Ela completa dizendo que muitos não sabem exatamente o que estão tomando. “O ‘cara’ não fala exatamente o que ele vendeu, não tem como garantir oficialmente porque é tudo feito de forma clandestina, o quanto de canabidiol tem no produto dele”. Isso porque a Cannabis possui mais de 70 substâncias diferentes, todas chamadas de canabinoides, entre elas o próprio Canabidiol e o THC.

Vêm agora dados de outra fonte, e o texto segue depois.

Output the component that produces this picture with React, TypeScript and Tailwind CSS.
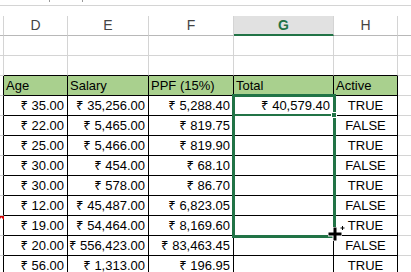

A Santa Cannabis, por exemplo, só atendem pacientes com prescrição médica, explica o porta-voz da associação, pois entendem que ao contrário seria automedicação. “Isso a gente não concorda, é algo que precisa de ciência, de pesquisa, de conhecimento e que precisa de uma assessoria profissional de um especialista”, conta.
Apesar disso, o voluntário comenta que a importação é cara, então alguns pacientes acabam recorrendo ao mercado ilegal, que não garante procedência correta da fórmula.
No Brasil, o cultivo da erva é ilegal, porém alguns pacientes conseguem na justiça o direito ao plantio e extração para uso medicinal. Segundo a Santa Cannabis, no momento, 61 habeas corpus para esse tipo de autorização correm na justiça brasileira.
Outra opção é a importação. Em um ano de atendimento, a Santa Cannabis já auxilia 200 pacientes, 69% deles de Santa Catarina, incluindo Alma.
O formato da medicação varia, explica Silva. O Canabidiol pode ser utilizado em gotas ou como pomada, no caso de doenças de pele como queimaduras e psoríase. Na fórmula também há a substância THC, citada por Maique.
No autismo, por exemplo, muitos pacientes têm epilepsia, conta o voluntário, que defende que o Canabidiol é uma ótima opção.
O valor para importar a medicação pode chegar a R$ 2 mil e os trâmites são demorados. Atualmente, a Santa Cannabis está na justiça para conquistar a autorização do cultivo coletivo.
A Abrace Esperança, da Paraíba, parceira da associação catarinense, já conseguiu a autorização legal para o cultivo coletivo e possui cerca de três mil pacientes e mais outros seis mil em espera, conta Silva.
O procedimento para importar consiste em autorização da Anvisa, passagem pela alfândega, comprovação de documentos e receita médica. Segundo o voluntário, isso pode levar cerca de quatro meses.
“A importação, por mais que a pessoa tenha condições financeiras, ainda faz o paciente perder muito tempo”, se queixa.
Enquanto a autorização não é concedida, a associação auxilia os pacientes na procura pelo produto, trazido principalmente dos Estados Unidos.
Em dezembro de 2019, a Anvisa simplificou e expandiu as opções de importação. Agora, o medicamento pode ser comprado em Portugal, Itália, e trazido ao Brasil com um pouco mais de facilidade.